Keep an eye on service providers who come to your home. Burglary isn’t always the offender’s only job. Maids, carpet cleaners, landscapers, movers and handymen are all jobs that enable a potential thief to seize the opportunity to leave a window unlocked or look for other ways in. When the service is complete make sure you inspect around the home to insure all doors, windows and gates are locked and secure.
2. One man’s trash is a burglar’s treasure
Your trash can tell a lot about you and your family. A number of convicted burglars have admitted to driving around neighborhoods on trash day, especially after big gift giving holidays. The empty boxes on the curb let them know about the new TV, laptop or gadgets you just got. Its best to break down boxes and conceal them in trash bin (or hopefully you recycle!)
3. They do their research
Burglars often take recent activity into account when choosing targets. Are there newspapers piled up in the driveway? Is the yard looking overdue for a mow? Thieves will usually scope a home out for a day or two before making a move. Burglars have even been known to leave something insignificant around the property to see if the owner notices.
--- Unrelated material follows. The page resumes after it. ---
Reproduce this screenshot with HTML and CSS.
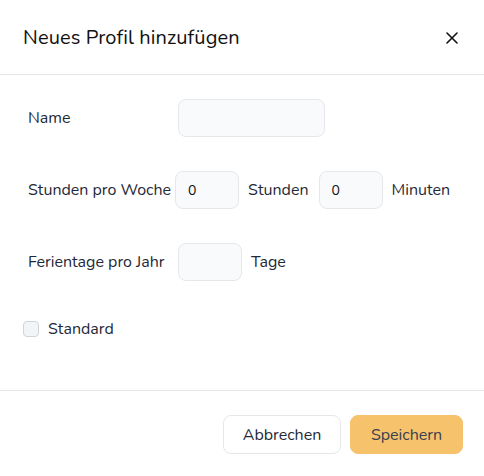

That pizza flyer on your door step might have been put there by a potential intruder looking to see how long it takes you to move it. Keeping these items cleaned up shows you are home and alert.
Social media is another way burglars are now checking in on potential victims. That Facebook post about your upcoming weeklong Caribbean vacation is exciting to more than just you and your friends. Even if your profiles are private, you never know who might be on your friends list that isn’t really your friend after all. Play it safe and post your pictures and updates after you get home.
If you do go out of town; it’s a great idea set up a mechanical timer, that way light fixtures can turn on and off as if someone is home. A huge tip if you are away from home while there is snow on the ground: Have your neighbor drive through your drive way and walk up to the front door providing fresh tracks in the snow. A virgin snow drift in the driveway is a dead giveaway.
4. They get up close and personal
In addition to driving by, burglars might peek in windows to try to get a glimpse of what is inside. Keeping your windows locked and the blinds closed should be a no-brainer but many homes are robbed simply because the burglar noticed an unlocked window. If you have glass or decorative glass as part of your front entry way make sure you cannot see your alarm system control pad from the outside.
5. Burglars are easily deterred
The good news is that most criminals are looking for an easy target. Loud dogs, nosey neighbors and security cameras are the top 3 deterrents. Dogs are not only a physical threat but their barking can alert neighbors and give an exact time frame. If you are away for extending periods of time ask your neighbor to be a little more aware of your property during the time you are out. Security cameras are always ideal, but they can be expensive. A very real looking fake like this, is also a good option to make your home less appealing to criminals.
6. All locks are not created equal
While these tips will help make your home less appealing to possible burglars, it is still important to make sure your home is tough to access as well. Remember that burglars are easily deterred so even if they do make an attempt, a strong lock system can cause them lose interest. Use high quality Grade-1 or Grade-2 locks on exterior doors to resist twisting, prying, and lock-picking attempts. A quality deadbolt lock will have a beveled casing to inhibit the use of channel-lock pliers used to shear off lock cylinder pins. A quality door knob-in-lock set will have a 'dead latch' mechanism to prevent slipping the lock with a shim or credit card.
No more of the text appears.